__Work to be completed__
Copy exactly, leaving out every image, the lines from the one with "Rebuild this table" through the one with "string; value: React.ReactNode", inclusive.

__Data provided__
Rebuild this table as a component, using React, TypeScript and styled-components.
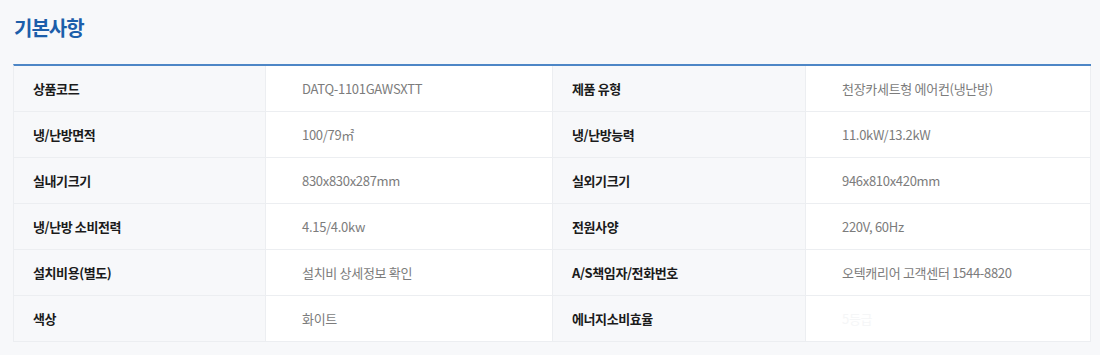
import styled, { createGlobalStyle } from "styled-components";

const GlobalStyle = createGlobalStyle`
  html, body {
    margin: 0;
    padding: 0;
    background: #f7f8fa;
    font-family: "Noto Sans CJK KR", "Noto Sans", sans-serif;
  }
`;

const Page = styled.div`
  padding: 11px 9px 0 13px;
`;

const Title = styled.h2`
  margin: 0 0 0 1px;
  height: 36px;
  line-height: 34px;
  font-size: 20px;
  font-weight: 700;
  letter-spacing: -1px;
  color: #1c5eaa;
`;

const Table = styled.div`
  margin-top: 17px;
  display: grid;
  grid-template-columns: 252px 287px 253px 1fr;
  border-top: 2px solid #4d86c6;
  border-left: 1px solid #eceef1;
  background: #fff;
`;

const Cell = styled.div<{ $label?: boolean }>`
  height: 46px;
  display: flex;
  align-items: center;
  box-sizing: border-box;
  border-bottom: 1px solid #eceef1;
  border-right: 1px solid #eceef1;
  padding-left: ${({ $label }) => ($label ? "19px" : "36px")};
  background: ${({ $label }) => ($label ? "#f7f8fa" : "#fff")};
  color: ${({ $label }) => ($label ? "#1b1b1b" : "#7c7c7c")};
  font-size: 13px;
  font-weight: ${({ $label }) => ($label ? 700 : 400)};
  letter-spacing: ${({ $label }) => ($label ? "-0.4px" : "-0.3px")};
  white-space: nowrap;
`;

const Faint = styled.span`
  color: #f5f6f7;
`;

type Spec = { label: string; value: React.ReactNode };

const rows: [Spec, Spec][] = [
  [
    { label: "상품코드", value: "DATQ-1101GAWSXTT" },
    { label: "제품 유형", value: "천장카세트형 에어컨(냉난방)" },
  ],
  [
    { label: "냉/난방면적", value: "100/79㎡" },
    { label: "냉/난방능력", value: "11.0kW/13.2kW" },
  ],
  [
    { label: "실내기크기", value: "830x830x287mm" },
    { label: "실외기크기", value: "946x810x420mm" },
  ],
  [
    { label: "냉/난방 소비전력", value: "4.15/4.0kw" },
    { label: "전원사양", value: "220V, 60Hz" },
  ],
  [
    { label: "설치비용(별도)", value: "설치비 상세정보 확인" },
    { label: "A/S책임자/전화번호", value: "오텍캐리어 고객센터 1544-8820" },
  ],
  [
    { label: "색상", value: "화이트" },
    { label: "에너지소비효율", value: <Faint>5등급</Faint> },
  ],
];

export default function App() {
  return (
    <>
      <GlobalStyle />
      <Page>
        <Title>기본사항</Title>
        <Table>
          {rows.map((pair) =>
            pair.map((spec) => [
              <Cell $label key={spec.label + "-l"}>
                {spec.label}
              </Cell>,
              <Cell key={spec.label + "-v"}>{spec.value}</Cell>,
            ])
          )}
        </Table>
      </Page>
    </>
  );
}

==

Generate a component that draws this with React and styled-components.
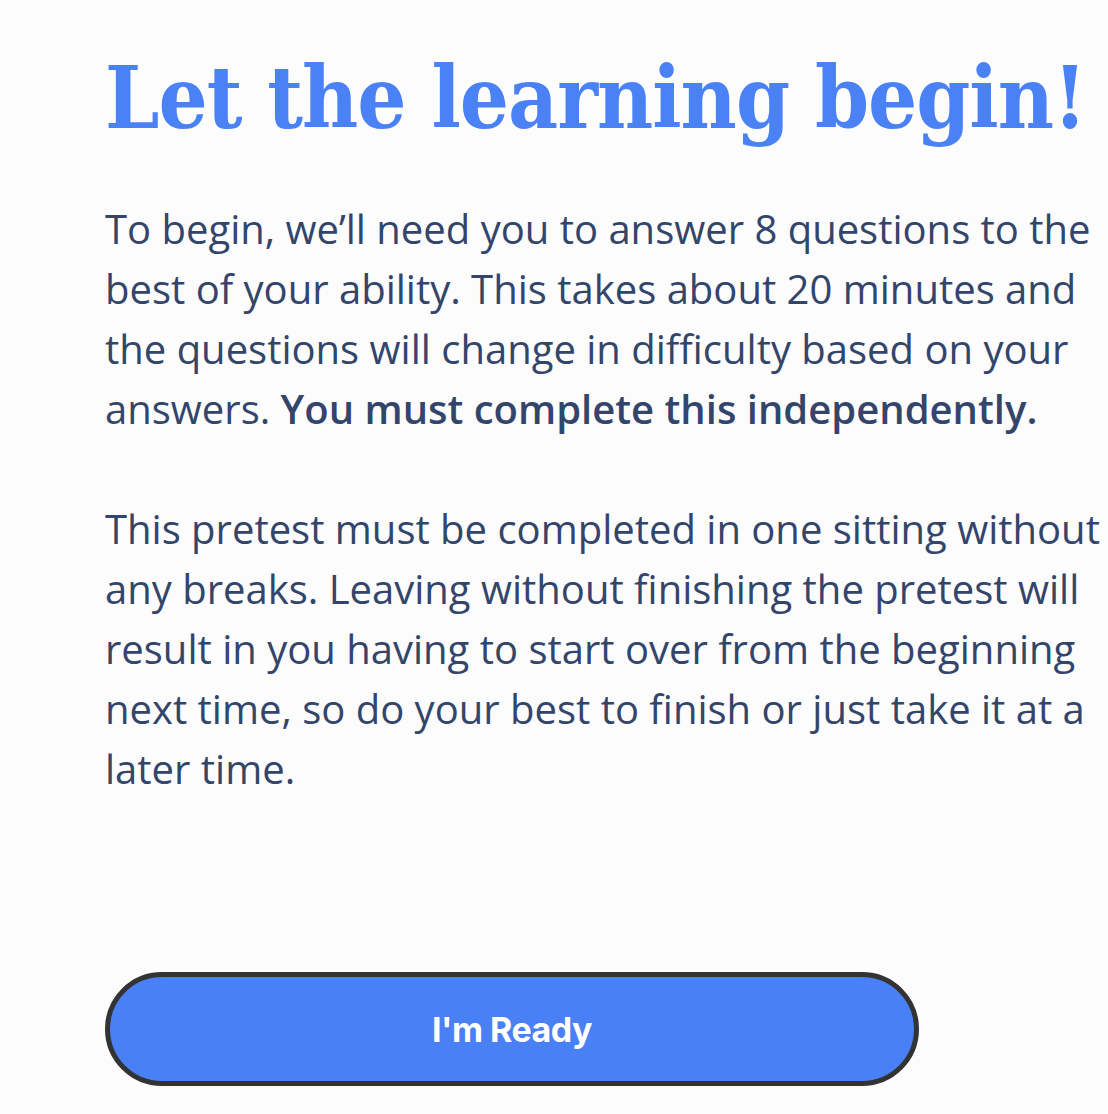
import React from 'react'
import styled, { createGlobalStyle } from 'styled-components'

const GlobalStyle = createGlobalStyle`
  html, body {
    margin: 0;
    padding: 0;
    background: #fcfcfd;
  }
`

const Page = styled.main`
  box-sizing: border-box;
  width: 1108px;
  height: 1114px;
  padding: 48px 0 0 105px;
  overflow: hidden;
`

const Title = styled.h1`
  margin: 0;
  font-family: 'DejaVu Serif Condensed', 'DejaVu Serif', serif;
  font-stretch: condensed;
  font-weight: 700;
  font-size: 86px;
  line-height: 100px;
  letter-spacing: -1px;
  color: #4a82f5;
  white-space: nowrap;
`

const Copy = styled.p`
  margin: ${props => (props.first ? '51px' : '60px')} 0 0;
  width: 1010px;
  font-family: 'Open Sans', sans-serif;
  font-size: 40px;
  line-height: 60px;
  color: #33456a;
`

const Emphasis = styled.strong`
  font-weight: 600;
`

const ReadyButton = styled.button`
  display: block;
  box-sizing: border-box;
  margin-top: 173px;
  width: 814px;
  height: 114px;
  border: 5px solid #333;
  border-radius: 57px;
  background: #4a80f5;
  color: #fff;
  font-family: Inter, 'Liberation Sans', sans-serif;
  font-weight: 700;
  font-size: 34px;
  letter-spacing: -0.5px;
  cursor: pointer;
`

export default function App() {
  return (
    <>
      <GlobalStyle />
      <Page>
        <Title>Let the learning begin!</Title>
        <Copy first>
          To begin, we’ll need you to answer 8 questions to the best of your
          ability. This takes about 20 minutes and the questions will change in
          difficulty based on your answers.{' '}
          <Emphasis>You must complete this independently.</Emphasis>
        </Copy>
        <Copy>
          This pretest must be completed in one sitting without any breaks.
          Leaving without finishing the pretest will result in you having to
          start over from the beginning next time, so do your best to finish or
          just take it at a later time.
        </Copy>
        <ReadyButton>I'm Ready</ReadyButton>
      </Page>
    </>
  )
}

__Result for this task__
Rebuild this table as a component, using React, TypeScript and styled-components.
import styled, { createGlobalStyle } from "styled-components";

const GlobalStyle = createGlobalStyle`
  html, body {
    margin: 0;
    padding: 0;
    background: #f7f8fa;
    font-family: "Noto Sans CJK KR", "Noto Sans", sans-serif;
  }
`;

const Page = styled.div`
  padding: 11px 9px 0 13px;
`;

const Title = styled.h2`
  margin: 0 0 0 1px;
  height: 36px;
  line-height: 34px;
  font-size: 20px;
  font-weight: 700;
  letter-spacing: -1px;
  color: #1c5eaa;
`;

const Table = styled.div`
  margin-top: 17px;
  display: grid;
  grid-template-columns: 252px 287px 253px 1fr;
  border-top: 2px solid #4d86c6;
  border-left: 1px solid #eceef1;
  background: #fff;
`;

const Cell = styled.div<{ $label?: boolean }>`
  height: 46px;
  display: flex;
  align-items: center;
  box-sizing: border-box;
  border-bottom: 1px solid #eceef1;
  border-right: 1px solid #eceef1;
  padding-left: ${({ $label }) => ($label ? "19px" : "36px")};
  background: ${({ $label }) => ($label ? "#f7f8fa" : "#fff")};
  color: ${({ $label }) => ($label ? "#1b1b1b" : "#7c7c7c")};
  font-size: 13px;
  font-weight: ${({ $label }) => ($label ? 700 : 400)};
  letter-spacing: ${({ $label }) => ($label ? "-0.4px" : "-0.3px")};
  white-space: nowrap;
`;

const Faint = styled.span`
  color: #f5f6f7;
`;

type Spec = { label: string; value: React.ReactNode };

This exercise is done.